■ **Given task**
Return the number of lines in which the word "styles" appears; add nothing else.

----

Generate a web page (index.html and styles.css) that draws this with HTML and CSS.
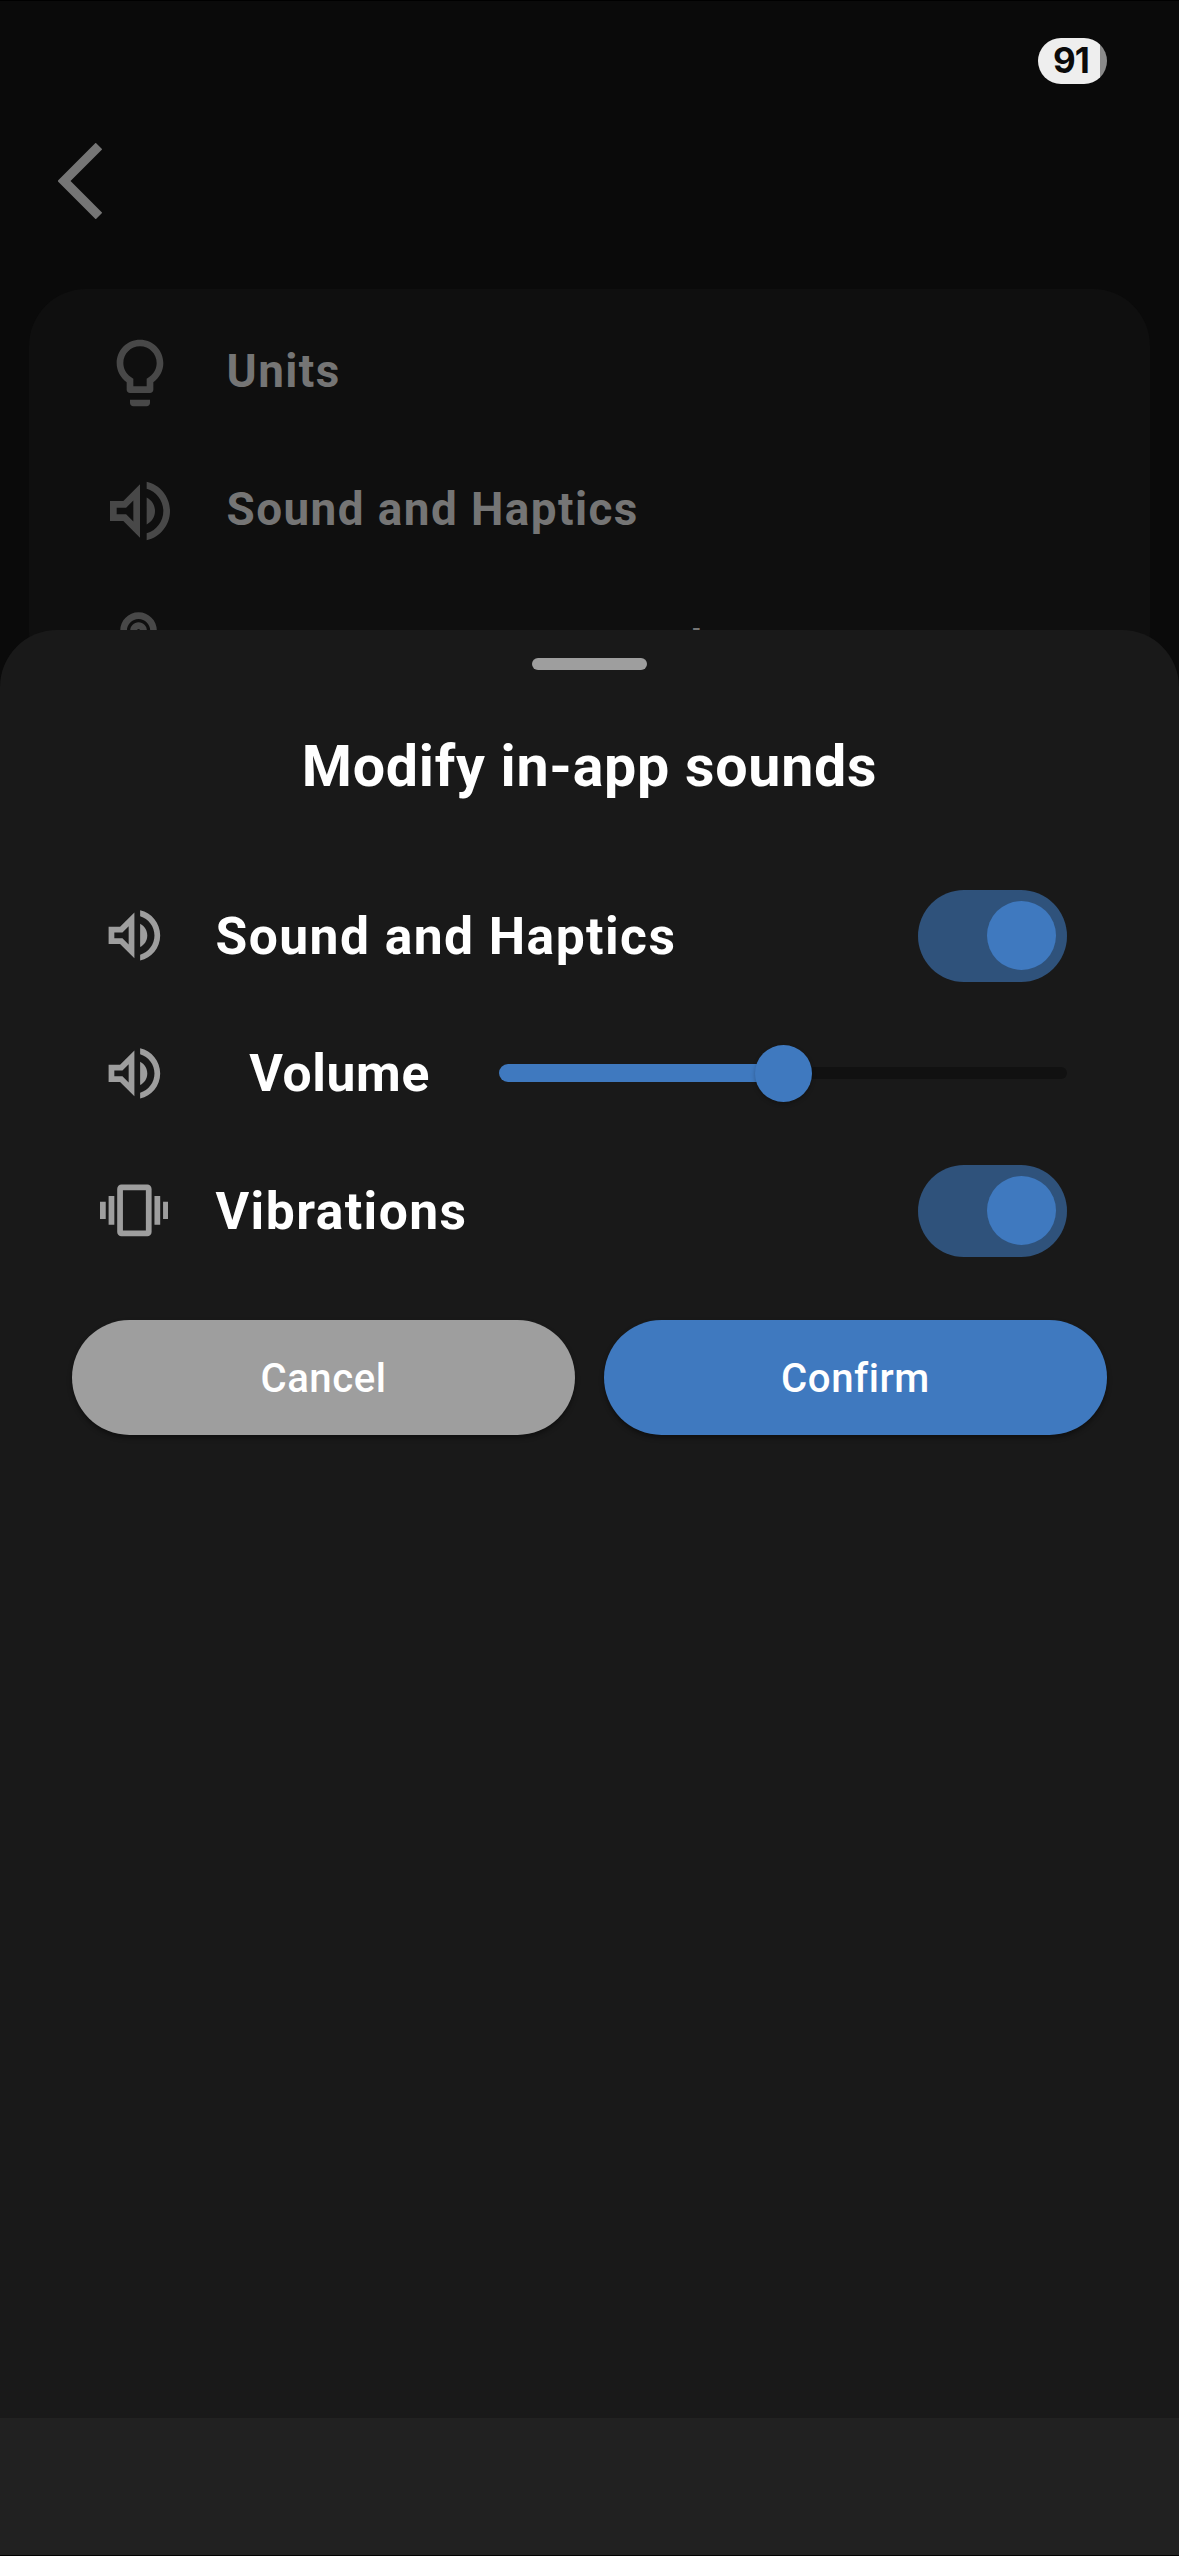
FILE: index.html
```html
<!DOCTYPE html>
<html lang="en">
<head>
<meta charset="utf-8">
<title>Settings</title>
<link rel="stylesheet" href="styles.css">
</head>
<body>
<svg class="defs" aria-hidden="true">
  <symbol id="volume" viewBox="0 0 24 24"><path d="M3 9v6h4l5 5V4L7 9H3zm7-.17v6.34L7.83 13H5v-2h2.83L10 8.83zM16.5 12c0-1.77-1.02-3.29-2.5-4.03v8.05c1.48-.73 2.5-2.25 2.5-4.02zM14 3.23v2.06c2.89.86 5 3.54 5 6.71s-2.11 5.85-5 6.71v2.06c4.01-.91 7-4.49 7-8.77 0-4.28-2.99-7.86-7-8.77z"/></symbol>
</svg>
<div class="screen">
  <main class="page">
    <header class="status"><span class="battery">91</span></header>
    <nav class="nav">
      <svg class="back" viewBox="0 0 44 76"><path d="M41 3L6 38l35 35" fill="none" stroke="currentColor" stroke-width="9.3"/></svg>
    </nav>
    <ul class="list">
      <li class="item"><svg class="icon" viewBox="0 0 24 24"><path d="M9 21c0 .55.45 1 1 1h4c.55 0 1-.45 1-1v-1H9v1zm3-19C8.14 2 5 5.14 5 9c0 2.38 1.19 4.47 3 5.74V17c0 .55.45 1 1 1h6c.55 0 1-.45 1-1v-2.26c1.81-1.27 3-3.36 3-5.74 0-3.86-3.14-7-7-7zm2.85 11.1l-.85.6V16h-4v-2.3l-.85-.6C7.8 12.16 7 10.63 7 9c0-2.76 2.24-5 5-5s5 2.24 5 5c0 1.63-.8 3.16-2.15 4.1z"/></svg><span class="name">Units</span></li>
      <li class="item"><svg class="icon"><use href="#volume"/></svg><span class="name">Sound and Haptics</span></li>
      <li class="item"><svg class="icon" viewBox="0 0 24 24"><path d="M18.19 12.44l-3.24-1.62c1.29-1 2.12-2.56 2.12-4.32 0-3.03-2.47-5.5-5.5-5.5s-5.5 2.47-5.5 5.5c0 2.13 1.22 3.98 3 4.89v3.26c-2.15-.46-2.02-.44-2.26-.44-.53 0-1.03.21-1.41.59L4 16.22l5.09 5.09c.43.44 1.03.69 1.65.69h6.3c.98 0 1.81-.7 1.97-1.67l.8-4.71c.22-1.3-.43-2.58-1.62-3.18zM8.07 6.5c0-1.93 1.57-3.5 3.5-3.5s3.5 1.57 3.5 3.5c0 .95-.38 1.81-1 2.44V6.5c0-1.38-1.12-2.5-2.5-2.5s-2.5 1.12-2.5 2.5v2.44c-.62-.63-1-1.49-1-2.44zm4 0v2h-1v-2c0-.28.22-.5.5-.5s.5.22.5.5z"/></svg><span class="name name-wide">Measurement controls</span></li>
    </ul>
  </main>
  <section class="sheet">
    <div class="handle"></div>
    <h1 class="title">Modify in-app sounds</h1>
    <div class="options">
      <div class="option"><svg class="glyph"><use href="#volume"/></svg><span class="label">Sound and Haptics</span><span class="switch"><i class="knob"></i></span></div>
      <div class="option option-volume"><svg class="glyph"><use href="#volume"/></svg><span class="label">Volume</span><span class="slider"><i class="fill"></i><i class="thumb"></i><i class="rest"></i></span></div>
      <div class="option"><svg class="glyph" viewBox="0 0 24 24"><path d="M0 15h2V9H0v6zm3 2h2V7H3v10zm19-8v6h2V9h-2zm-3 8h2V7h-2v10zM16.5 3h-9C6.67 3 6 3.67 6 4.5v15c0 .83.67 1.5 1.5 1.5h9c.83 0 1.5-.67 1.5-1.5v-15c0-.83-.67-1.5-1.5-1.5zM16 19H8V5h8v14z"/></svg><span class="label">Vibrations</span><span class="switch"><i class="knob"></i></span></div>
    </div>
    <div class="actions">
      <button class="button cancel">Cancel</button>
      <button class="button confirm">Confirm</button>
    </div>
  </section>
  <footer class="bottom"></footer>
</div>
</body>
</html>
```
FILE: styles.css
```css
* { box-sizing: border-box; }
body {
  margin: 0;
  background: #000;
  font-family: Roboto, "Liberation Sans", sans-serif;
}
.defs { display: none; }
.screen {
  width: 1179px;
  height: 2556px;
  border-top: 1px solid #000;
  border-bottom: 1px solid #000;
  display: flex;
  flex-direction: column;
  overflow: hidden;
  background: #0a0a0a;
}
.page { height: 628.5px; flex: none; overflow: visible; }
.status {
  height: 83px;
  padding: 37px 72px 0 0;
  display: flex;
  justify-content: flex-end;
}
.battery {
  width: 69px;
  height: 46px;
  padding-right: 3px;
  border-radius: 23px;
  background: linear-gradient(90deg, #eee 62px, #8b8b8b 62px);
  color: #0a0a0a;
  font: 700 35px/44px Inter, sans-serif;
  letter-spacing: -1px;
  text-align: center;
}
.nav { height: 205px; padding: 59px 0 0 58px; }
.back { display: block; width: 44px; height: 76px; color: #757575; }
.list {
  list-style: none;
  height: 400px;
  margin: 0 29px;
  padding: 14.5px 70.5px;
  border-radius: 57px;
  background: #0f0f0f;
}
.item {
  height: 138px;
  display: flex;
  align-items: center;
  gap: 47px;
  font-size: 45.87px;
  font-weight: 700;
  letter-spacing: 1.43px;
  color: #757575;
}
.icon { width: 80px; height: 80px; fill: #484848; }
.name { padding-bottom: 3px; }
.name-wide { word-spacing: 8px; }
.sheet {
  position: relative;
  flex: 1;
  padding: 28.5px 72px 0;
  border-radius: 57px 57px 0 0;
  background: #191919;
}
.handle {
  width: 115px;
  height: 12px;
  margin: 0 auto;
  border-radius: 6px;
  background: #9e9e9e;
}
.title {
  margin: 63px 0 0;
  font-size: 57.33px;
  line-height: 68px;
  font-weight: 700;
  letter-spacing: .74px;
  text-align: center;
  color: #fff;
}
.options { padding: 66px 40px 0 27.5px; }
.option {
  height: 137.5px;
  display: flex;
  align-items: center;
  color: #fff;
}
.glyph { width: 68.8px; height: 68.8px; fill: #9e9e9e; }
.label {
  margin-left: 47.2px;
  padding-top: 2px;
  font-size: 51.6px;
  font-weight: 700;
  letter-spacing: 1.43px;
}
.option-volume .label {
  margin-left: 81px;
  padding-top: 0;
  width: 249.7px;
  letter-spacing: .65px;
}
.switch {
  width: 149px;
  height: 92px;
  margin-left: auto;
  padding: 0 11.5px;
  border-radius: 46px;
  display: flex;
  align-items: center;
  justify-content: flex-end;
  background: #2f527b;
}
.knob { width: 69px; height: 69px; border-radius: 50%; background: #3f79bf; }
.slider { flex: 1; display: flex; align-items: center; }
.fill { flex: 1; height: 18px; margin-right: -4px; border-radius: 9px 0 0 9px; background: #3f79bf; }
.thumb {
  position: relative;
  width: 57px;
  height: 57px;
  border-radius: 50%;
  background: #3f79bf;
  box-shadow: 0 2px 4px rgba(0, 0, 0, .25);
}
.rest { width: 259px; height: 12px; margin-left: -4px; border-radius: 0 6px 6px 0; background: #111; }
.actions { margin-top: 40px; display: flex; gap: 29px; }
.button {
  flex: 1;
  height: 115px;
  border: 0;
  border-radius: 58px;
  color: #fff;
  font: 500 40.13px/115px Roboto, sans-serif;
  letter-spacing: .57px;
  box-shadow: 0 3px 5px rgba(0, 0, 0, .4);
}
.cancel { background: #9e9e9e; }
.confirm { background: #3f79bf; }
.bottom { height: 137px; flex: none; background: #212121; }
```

----

■ **Problem solution**
3